The master developer of Burj Khalifa announced on Wednesday that it will be handing out Dh1.04 billion as special cash dividend to investors, marking a year of its listing on the Dubai Financial Market (DFM).
The special payout is the first to be approved by the developer since its public listing in 2017.
Industry sources said that there has been an increase in the uptake of off-plan properties in Dubai, as local and international buyers continue to snap up homes under construction in the emirate.
During the first six months of the year, investors acquired properties worth a total of Dh111 billion across the city, according to the Dubai Land Department.
The three biggest buyers of the year so far are UAE nationals, Indians and Saudis, whose investments accounted for Dh6.8 billion, Dh5.9 billion and Dh3.7 billion, respectively.
From January to June this year, Emaar managed to stash a net profit of Dh1.82 billion and a revenue of Dh6.99 billion.
During the same period, the developer offered up 3,600 residential units for sale and scooped up a total of Dh6.23 billion from buyers.
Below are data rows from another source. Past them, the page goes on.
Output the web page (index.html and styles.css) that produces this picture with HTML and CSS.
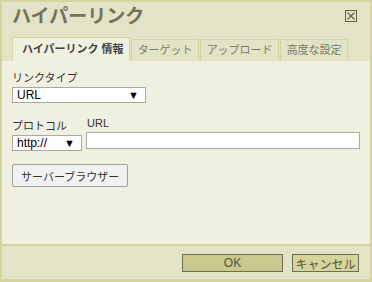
FILE: index.html
```html
<!DOCTYPE html>
<html lang="ja">
<head>
    <meta charset="UTF-8">
    <title>ハイパーリンク</title>
    <link rel="stylesheet" href="styles.css">
</head>
<body>
    <div class="dialog">
        <div class="dialog-header">
            <div class="title-row">
                <h1 class="dialog-title">ハイパーリンク</h1>
                <span class="close-btn">
                    <svg width="12" height="12" viewBox="0 0 12 12">
                        <rect x="0.5" y="0.5" width="11" height="11" fill="none" stroke="#5f5f45"/>
                        <path d="M2.5 2.5 L9.5 9.5 M9.5 2.5 L2.5 9.5" stroke="#5f5f45" stroke-width="1.2"/>
                    </svg>
                </span>
            </div>
            <div class="tabs">
                <span class="tab active">ハイパーリンク 情報</span>
                <span class="tab">ターゲット</span>
                <span class="tab">アップロード</span>
                <span class="tab">高度な設定</span>
            </div>
        </div>

        <div class="dialog-body">
            <div class="field">
                <label>リンクタイプ</label>
                <div class="select wide"><span>URL</span><span class="arrow">▼</span></div>
            </div>

            <div class="url-row">
                <div class="field">
                    <label>プロトコル</label>
                    <div class="select narrow"><span>http://</span><span class="arrow">▼</span></div>
                </div>
                <div class="field grow">
                    <label class="url-label">URL</label>
                    <div class="text-input"></div>
                </div>
            </div>

            <button class="browse-btn">サーバーブラウザー</button>
        </div>

        <div class="dialog-footer">
            <button class="btn ok">OK</button>
            <button class="btn cancel">キャンセル</button>
        </div>
    </div>
</body>
</html>
```

FILE: styles.css
```css
html, body {
    margin: 0;
    padding: 0;
}

body {
    font-family: Arial, 'Liberation Sans', 'Noto Sans CJK JP', sans-serif;
    font-size: 11px;
    color: #222;
}

.dialog {
    width: 372px;
    height: 282px;
    box-sizing: border-box;
    border: 2px solid #d4d49f;
    border-bottom-width: 3px;
    background-color: #e3e3c7;
    display: flex;
    flex-direction: column;
}

.dialog-header {
    padding: 0 0 0 10px;
}

.title-row {
    display: flex;
    justify-content: space-between;
    align-items: flex-start;
    height: 35px;
}

.dialog-title {
    margin: 0;
    padding-top: 3px;
    font-size: 19px;
    font-weight: bold;
    color: #737357;
    line-height: 24px;
}

.close-btn {
    margin: 8px 13px 0 0;
    display: block;
    height: 12px;
}

.tabs {
    display: flex;
    gap: 1px;
    align-items: flex-end;
    height: 24px;
}

.tab {
    display: block;
    height: 21px;
    line-height: 21px;
    padding: 0 5px 0 6px;
    border: 1px solid #d4d49f;
    border-bottom: none;
    background-color: #e3e3c7;
    color: #7a7a66;
    font-size: 11px;
}

.tab.active {
    height: 23px;
    line-height: 23px;
    background-color: #f0f0e1;
    color: #444;
    font-weight: bold;
    padding: 0 5px 0 9px;
}

.dialog-body {
    flex: 1;
    background-color: #f0f0e1;
    border-bottom: 2px solid #d4d49f;
    padding: 9px 10px 0 10px;
}

.field {
    display: flex;
    flex-direction: column;
}

.field label {
    font-size: 11px;
    color: #333;
    line-height: 16px;
    margin-bottom: 1px;
}

.select {
    height: 16px;
    box-sizing: border-box;
    border: 1px solid #a9a9a0;
    background-color: #fff;
    display: flex;
    justify-content: space-between;
    align-items: center;
    padding: 0 6px 0 4px;
    font-size: 12px;
    color: #000;
}

.select .arrow {
    font-size: 11px;
}

.wide {
    width: 134px;
}

.narrow {
    width: 70px;
}

.url-row {
    display: flex;
    gap: 4px;
    margin-top: 12px;
    align-items: flex-end;
}

.grow {
    flex: 1;
}

.url-label {
    padding-left: 1px;
}

.text-input {
    height: 17px;
    box-sizing: border-box;
    border: 1px solid #a9a9a0;
    background-color: #fff;
    margin-bottom: 2px;
}

.browse-btn {
    margin-top: 13px;
    height: 23px;
    padding: 0 8px;
    font-family: inherit;
    font-size: 11px;
    color: #333;
    background-color: #f1f1f1;
    border: 1px solid #a0a0a0;
    border-radius: 2px;
}

.dialog-footer {
    height: 33px;
    display: flex;
    justify-content: flex-end;
    align-items: center;
    gap: 9px;
    padding-right: 11px;
}

.btn {
    height: 18px;
    font-family: inherit;
    font-size: 12px;
    color: #555540;
    border: 1px solid #6f6f50;
    padding: 0;
}

.ok {
    width: 101px;
    background-color: #c9c98f;
}

.cancel {
    width: 67px;
    background-color: #d4d49c;
}
```
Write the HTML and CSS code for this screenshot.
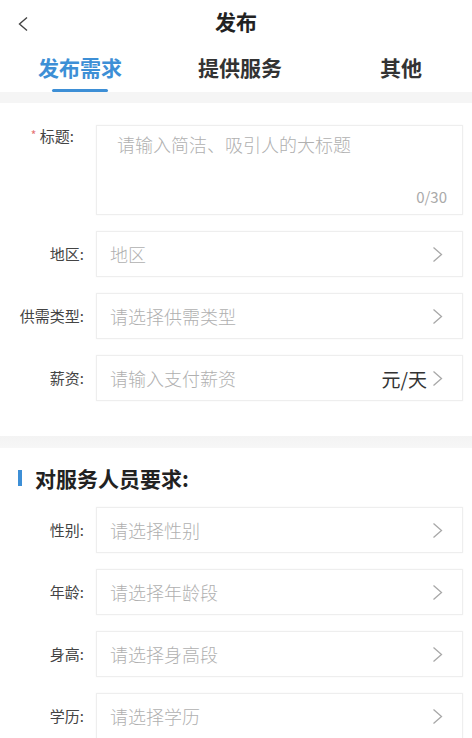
FILE: index.html
```html
<!DOCTYPE html>
<html lang="zh-CN">
<head>
<meta charset="utf-8">
<title>发布</title>
<link rel="stylesheet" href="styles.css">
</head>
<body>
<div class="header">
  <div class="back">
    <svg width="12" height="16" viewBox="0 0 12 16"><path d="M10 1.5 L2.5 8 L10 14.5" fill="none" stroke="#444" stroke-width="1.4"/></svg>
  </div>
  <div class="title">发布</div>
  <div></div>
</div>
<div class="tabs">
  <div class="tab active">发布需求</div>
  <div class="tab">提供服务</div>
  <div class="tab tab-last">其他</div>
</div>
<div class="band"></div>

<div class="form">
  <div class="row row-top">
    <div class="label label-title"><span class="star">*</span> 标题:</div>
    <div class="box box-area">
      <div class="ph">请输入简洁、吸引人的大标题</div>
      <div class="count">0/30</div>
    </div>
  </div>
  <div class="row">
    <div class="label">地区:</div>
    <div class="box"><div class="ph">地区</div><svg class="chev" width="11" height="17" viewBox="0 0 11 17"><path d="M1.5 1.5 L9.5 8.5 L1.5 15.5" fill="none" stroke="#a8a8a8" stroke-width="1.3"/></svg></div>
  </div>
  <div class="row">
    <div class="label">供需类型:</div>
    <div class="box"><div class="ph">请选择供需类型</div><svg class="chev" width="11" height="17" viewBox="0 0 11 17"><path d="M1.5 1.5 L9.5 8.5 L1.5 15.5" fill="none" stroke="#a8a8a8" stroke-width="1.3"/></svg></div>
  </div>
  <div class="row">
    <div class="label">薪资:</div>
    <div class="box"><div class="ph">请输入支付薪资</div><span class="unit">元/天</span><svg class="chev" width="11" height="17" viewBox="0 0 11 17"><path d="M1.5 1.5 L9.5 8.5 L1.5 15.5" fill="none" stroke="#a8a8a8" stroke-width="1.3"/></svg></div>
  </div>
</div>

<div class="band band-2"></div>

<div class="sec-title"><span class="bar"></span>对服务人员要求:</div>

<div class="form form-2">
  <div class="row">
    <div class="label">性别:</div>
    <div class="box"><div class="ph">请选择性别</div><svg class="chev" width="11" height="17" viewBox="0 0 11 17"><path d="M1.5 1.5 L9.5 8.5 L1.5 15.5" fill="none" stroke="#a8a8a8" stroke-width="1.3"/></svg></div>
  </div>
  <div class="row">
    <div class="label">年龄:</div>
    <div class="box"><div class="ph">请选择年龄段</div><svg class="chev" width="11" height="17" viewBox="0 0 11 17"><path d="M1.5 1.5 L9.5 8.5 L1.5 15.5" fill="none" stroke="#a8a8a8" stroke-width="1.3"/></svg></div>
  </div>
  <div class="row">
    <div class="label">身高:</div>
    <div class="box"><div class="ph">请选择身高段</div><svg class="chev" width="11" height="17" viewBox="0 0 11 17"><path d="M1.5 1.5 L9.5 8.5 L1.5 15.5" fill="none" stroke="#a8a8a8" stroke-width="1.3"/></svg></div>
  </div>
  <div class="row">
    <div class="label">学历:</div>
    <div class="box"><div class="ph">请选择学历</div><svg class="chev" width="11" height="17" viewBox="0 0 11 17"><path d="M1.5 1.5 L9.5 8.5 L1.5 15.5" fill="none" stroke="#a8a8a8" stroke-width="1.3"/></svg></div>
  </div>
</div>
</body>
</html>
```
FILE: styles.css
```css
html, body {
  margin: 0;
  padding: 0;
  background: #ffffff;
}
body {
  width: 472px;
  overflow: hidden;
  font-family: "Noto Sans CJK SC", "Noto Sans", sans-serif;
  color: #333;
}
.header {
  display: grid;
  grid-template-columns: 48px 1fr 48px;
  height: 42px;
  align-items: center;
}
.back {
  padding-left: 17px;
  padding-top: 6px;
  display: flex;
}
.title {
  text-align: center;
  font-size: 21px;
  font-weight: 600;
  color: #222;
  line-height: 1;
}
.tabs {
  display: grid;
  grid-template-columns: 160px 160px 152px;
  height: 50px;
}
.tab {
  display: flex;
  flex-direction: column;
  align-items: center;
  padding-top: 14px;
  font-size: 21px;
  line-height: 22px;
  font-weight: 600;
  color: #333;
}
.tab-last {
  padding-left: 10px;
}
.tab.active {
  color: #3d8fd6;
}
.tab.active::after {
  content: "";
  display: block;
  width: 56px;
  height: 3px;
  margin-top: 11px;
  border-radius: 2px;
  background: #3d8fd6;
}
.band {
  height: 11px;
  background: #f5f5f5;
}
.band-2 {
  height: 12px;
  background: linear-gradient(#f3f3f3, #f7f7f7);
}
.form {
  display: flex;
  flex-direction: column;
  gap: 16px;
  padding: 22px 9px 35px 0;
}
.form-2 {
  padding-top: 0;
  padding-bottom: 0;
}
.row {
  display: flex;
  align-items: center;
}
.row-top {
  align-items: flex-start;
}
.label {
  width: 84px;
  flex-shrink: 0;
  margin-right: 12px;
  text-align: right;
  font-size: 15px;
  line-height: 20px;
  color: #444;
  white-space: nowrap;
}
.label-title {
  box-sizing: border-box;
  padding-right: 10px;
  padding-top: 0;
}
.star {
  color: #e57373;
  font-size: 12px;
  vertical-align: 2px;
}
.box {
  flex: 1;
  box-sizing: border-box;
  height: 46px;
  display: flex;
  align-items: center;
  padding: 0 19px 0 13px;
  border: 1px solid #eeeeee;
  box-shadow: 0 0 2px rgba(0, 0, 0, 0.04);
  background: #fff;
}
.box-area {
  height: 90px;
  flex-direction: column;
  align-items: stretch;
  justify-content: space-between;
  padding: 6px 15px 7px 20px;
}
.ph {
  flex: 1;
  font-size: 18px;
  line-height: 24px;
  color: #b0b0b0;
  font-weight: 300;
}
.box-area .ph {
  flex: none;
}
.count {
  text-align: right;
  font-size: 15px;
  line-height: 20px;
  color: #aaa;
}
.unit {
  font-size: 19px;
  color: #333;
  margin-right: 5px;
}
.chev {
  flex-shrink: 0;
  display: block;
}
.sec-title {
  height: 59px;
  display: flex;
  align-items: center;
  padding-left: 18px;
  font-size: 21px;
  font-weight: 600;
  color: #222;
}
.bar {
  width: 4px;
  height: 16px;
  background: #3d8fd6;
  margin-right: 13px;
}
```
Its current total sales backlog stands at more than Dh38.5 billion, huge portion of which will be “recognised as revenue over the next three to four years.”
According to JLL’s latest report, the Dubai market has witnessed a major increase in off-plan residential sales over the past two years. Citing data from Dubai Land Department, the property expert said the value of off-plan sales has gone up by 17 per cent, from Dh12 billion in the first half of 2016 to Dh14 billion in the first half of 2018.
More new apartments and villas have entered the market recently. During the second quarter of 2018, approximately 7,000 residential units were completed.
Off-plan properties seem to be an attractive proposition for buyers these days and some tenants are now looking to invest.
“The attractive deals on offer from developers are now enticing some tenants to make the commitment to own,” JLL noted.
“While further declines in prices and rentals are expected over the remainder of 2018, the rate of economic growth is increasing, which should result in stronger demand across the residential sector in 2019 and beyond.”
However, while off-plan sales have increased, the trend looks different for existing properties, with the value of sales dipping from Dh98 billion in the first half of 2016 to Dh85 billion during the same period in 2018, JLL noted.